When I opened Karrington's Place, I made up this theory that I only wanted to be recognized by my work, not what I looked like. So, for 3 years almost, I never posted any images of myself.
I swore by this theory. Refusing to be seen/hiding my face behind the screen. Even in my “about me” on my business page there wasn’t a single photo. The truth is, I didn't hide my face because I wanted to be recognized by my work, I hid my face because I wasn’t confident in who I was.
Back story: when I started KP, I was on my way out of a very traumatic relationship that diminished my self esteem and left me with some unhealthy ways of thinking.
Unable to see my worth, I thought “if I revealed myself on the internet, that means everyone would be able to see me and if everyone saw me, that means they would end up judging me and see all of the areas that are flawed. (Mentally abusive relationships will do this to you).
Over the years, I realized that this was creating a major set back in character development but I was frozen in this way of thinking and fearful to attack this battle on my own.
But, I knew it needed to be done.
So, with the Lord at my right hand, the shadow work began. I dug deep within myself and asked Him to help me regain my confidence.
At a pop I attended a couple weeks ago, I noticed that I received more acknowledgement than usual. On my spirit, beauty, hard work and of course, my candles. During each encounter, I wanted to shrink and hide. In that same moment I thought "what if you just embraced this? How would it make you feel?" So, without resisting, I accepted the compliments that were given to me and it became easier to digest.
Allowing people to celebrate me has always been difficult. In the past, I would water down any compliment that was given to me and respond with something negative. For example, if someone would say I had on a nice shirt I would say “this old thing, I’ve had this forever.” thinking back, I cringe every time.
This is how the Lord works..
On my way home, I began to talk to the Lord. In the midst of my conversation I had a revelation. The praise and recognition that I had been receiving wasn't a coincidence. The Lord heard my prayers and began to move in my life. When you are honest about your struggles and do your part, He will meet you half way.

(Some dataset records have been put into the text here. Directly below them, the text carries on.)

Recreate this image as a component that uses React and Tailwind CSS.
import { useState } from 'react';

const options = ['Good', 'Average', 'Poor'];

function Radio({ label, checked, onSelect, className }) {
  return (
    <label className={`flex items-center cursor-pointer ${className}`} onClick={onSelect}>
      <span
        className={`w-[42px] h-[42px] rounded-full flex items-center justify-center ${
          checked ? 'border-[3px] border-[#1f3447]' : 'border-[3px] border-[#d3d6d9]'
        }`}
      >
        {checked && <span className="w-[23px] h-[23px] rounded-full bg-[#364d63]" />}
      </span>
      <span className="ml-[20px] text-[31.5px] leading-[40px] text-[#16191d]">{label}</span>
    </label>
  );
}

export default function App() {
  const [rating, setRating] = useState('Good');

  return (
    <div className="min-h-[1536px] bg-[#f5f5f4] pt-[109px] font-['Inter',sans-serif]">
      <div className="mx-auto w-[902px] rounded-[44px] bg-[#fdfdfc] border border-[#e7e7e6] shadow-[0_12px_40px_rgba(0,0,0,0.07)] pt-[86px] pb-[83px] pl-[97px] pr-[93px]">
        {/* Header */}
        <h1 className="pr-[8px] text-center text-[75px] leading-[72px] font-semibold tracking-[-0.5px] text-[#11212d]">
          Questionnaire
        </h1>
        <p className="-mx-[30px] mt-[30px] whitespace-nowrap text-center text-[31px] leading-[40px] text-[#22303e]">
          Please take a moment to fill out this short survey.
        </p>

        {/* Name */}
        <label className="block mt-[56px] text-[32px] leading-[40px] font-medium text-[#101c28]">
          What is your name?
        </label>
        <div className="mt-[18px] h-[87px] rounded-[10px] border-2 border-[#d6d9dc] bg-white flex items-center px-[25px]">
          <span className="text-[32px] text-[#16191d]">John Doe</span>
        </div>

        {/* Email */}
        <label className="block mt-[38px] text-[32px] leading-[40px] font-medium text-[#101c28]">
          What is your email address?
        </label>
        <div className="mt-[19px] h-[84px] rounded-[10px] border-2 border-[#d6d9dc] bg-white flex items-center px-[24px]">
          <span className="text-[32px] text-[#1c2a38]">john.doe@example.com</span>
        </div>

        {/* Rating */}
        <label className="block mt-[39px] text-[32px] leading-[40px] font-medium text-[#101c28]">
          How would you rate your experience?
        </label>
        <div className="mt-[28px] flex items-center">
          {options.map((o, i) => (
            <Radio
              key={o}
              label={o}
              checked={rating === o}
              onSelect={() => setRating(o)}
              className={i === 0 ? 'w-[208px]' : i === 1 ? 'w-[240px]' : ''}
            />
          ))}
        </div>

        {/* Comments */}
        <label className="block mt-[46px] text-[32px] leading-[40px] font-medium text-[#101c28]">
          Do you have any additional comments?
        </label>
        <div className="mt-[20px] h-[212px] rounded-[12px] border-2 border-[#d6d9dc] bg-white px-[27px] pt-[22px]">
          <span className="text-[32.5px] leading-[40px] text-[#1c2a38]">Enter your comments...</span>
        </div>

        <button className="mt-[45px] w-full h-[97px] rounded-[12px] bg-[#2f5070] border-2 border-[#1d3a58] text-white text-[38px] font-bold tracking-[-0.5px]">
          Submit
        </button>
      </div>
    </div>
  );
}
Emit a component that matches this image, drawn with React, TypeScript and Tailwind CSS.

After, I transitioned into this prayer:
Thank you Lord for the gift of clarity. I admire how you continuously put me situations so I'm able to practice what I preach. I have hidden in the dark for many years, I've shrunk myself to fit into this box of average, and I am tired of playing it safe.
I have found my worth in You and receive that I am created in your image. Every intricate detail of my entire being has been divinely crafted by You. The gifts that you have bestowed upon me deserve to be shared with the word. You didn’t create me to live in the shadows or to endure eternal suffering. Thank you for forcing me out of my comfort zone and taking me to new levels.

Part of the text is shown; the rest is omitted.